WORK TO COMPLETE: Transcribe each line of the material as it is, and drop any picture.

PROVIDED DATA:
· · · ·
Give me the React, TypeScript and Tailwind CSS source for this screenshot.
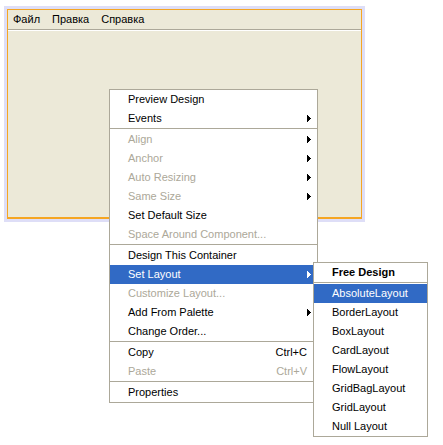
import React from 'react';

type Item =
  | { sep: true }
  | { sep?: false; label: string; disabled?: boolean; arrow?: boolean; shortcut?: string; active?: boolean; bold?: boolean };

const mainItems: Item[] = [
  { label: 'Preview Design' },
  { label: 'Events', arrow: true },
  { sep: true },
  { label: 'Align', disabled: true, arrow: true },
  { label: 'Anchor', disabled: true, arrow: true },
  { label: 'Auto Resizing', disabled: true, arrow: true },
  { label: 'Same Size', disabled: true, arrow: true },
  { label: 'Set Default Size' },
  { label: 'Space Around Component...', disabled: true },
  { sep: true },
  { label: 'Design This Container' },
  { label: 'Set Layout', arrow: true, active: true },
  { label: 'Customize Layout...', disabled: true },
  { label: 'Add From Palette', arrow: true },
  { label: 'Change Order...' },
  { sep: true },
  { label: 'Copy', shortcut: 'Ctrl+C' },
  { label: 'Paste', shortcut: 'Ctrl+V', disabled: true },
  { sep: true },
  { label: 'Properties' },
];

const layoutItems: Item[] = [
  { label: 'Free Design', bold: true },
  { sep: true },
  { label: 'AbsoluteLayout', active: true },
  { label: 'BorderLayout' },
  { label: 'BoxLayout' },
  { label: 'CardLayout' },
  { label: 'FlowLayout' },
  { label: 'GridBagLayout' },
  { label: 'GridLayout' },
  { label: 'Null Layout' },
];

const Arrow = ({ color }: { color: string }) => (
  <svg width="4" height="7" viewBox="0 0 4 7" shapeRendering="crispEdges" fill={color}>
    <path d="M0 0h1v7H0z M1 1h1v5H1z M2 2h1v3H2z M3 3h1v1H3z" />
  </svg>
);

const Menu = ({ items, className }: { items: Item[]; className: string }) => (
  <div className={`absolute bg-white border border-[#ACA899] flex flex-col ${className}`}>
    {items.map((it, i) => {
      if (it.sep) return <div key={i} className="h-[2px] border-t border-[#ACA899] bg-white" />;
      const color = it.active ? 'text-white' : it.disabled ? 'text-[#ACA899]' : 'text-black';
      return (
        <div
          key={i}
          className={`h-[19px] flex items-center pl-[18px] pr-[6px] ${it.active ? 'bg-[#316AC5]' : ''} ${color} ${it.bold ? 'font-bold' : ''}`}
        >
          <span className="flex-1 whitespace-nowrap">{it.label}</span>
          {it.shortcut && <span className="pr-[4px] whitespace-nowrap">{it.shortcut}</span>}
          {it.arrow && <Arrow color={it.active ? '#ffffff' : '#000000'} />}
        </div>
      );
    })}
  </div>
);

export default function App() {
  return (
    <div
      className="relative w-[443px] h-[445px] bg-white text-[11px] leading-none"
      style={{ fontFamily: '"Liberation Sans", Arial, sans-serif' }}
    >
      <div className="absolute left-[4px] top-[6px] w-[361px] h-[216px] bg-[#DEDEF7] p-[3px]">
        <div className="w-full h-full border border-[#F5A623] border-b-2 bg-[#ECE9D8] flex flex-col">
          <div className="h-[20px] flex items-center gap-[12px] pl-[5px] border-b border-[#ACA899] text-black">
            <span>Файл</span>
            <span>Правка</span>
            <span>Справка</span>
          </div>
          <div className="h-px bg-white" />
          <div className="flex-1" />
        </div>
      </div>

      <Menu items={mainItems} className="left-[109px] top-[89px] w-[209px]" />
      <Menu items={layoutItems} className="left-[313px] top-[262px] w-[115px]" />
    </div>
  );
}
· · · ·
THE OUTPUT:
Give me the React, TypeScript and Tailwind CSS source for this screenshot.
import React from 'react';

type Item =
  | { sep: true }
  | { sep?: false; label: string; disabled?: boolean; arrow?: boolean; shortcut?: string; active?: boolean; bold?: boolean };

const mainItems: Item[] = [
  { label: 'Preview Design' },
  { label: 'Events', arrow: true },
  { sep: true },
  { label: 'Align', disabled: true, arrow: true },
  { label: 'Anchor', disabled: true, arrow: true },
  { label: 'Auto Resizing', disabled: true, arrow: true },
  { label: 'Same Size', disabled: true, arrow: true },
  { label: 'Set Default Size' },
  { label: 'Space Around Component...', disabled: true },
  { sep: true },
  { label: 'Design This Container' },
  { label: 'Set Layout', arrow: true, active: true },
  { label: 'Customize Layout...', disabled: true },
  { label: 'Add From Palette', arrow: true },
  { label: 'Change Order...' },
  { sep: true },
  { label: 'Copy', shortcut: 'Ctrl+C' },
  { label: 'Paste', shortcut: 'Ctrl+V', disabled: true },
  { sep: true },
  { label: 'Properties' },
];

const layoutItems: Item[] = [
  { label: 'Free Design', bold: true },
  { sep: true },
  { label: 'AbsoluteLayout', active: true },
  { label: 'BorderLayout' },
  { label: 'BoxLayout' },
  { label: 'CardLayout' },
  { label: 'FlowLayout' },
  { label: 'GridBagLayout' },
  { label: 'GridLayout' },
  { label: 'Null Layout' },
];

const Arrow = ({ color }: { color: string }) => (
  <svg width="4" height="7" viewBox="0 0 4 7" shapeRendering="crispEdges" fill={color}>
    <path d="M0 0h1v7H0z M1 1h1v5H1z M2 2h1v3H2z M3 3h1v1H3z" />
  </svg>
);

const Menu = ({ items, className }: { items: Item[]; className: string }) => (
  <div className={`absolute bg-white border border-[#ACA899] flex flex-col ${className}`}>
    {items.map((it, i) => {
      if (it.sep) return <div key={i} className="h-[2px] border-t border-[#ACA899] bg-white" />;
      const color = it.active ? 'text-white' : it.disabled ? 'text-[#ACA899]' : 'text-black';
      return (
        <div
          key={i}
          className={`h-[19px] flex items-center pl-[18px] pr-[6px] ${it.active ? 'bg-[#316AC5]' : ''} ${color} ${it.bold ? 'font-bold' : ''}`}
        >
          <span className="flex-1 whitespace-nowrap">{it.label}</span>
          {it.shortcut && <span className="pr-[4px] whitespace-nowrap">{it.shortcut}</span>}
          {it.arrow && <Arrow color={it.active ? '#ffffff' : '#000000'} />}
        </div>
      );
    })}
  </div>
);

export default function App() {
  return (
    <div
      className="relative w-[443px] h-[445px] bg-white text-[11px] leading-none"
      style={{ fontFamily: '"Liberation Sans", Arial, sans-serif' }}
    >
      <div className="absolute left-[4px] top-[6px] w-[361px] h-[216px] bg-[#DEDEF7] p-[3px]">
        <div className="w-full h-full border border-[#F5A623] border-b-2 bg-[#ECE9D8] flex flex-col">
          <div className="h-[20px] flex items-center gap-[12px] pl-[5px] border-b border-[#ACA899] text-black">
            <span>Файл</span>
            <span>Правка</span>
            <span>Справка</span>
          </div>
          <div className="h-px bg-white" />
          <div className="flex-1" />
        </div>
      </div>

      <Menu items={mainItems} className="left-[109px] top-[89px] w-[209px]" />
      <Menu items={layoutItems} className="left-[313px] top-[262px] w-[115px]" />
    </div>
  );
}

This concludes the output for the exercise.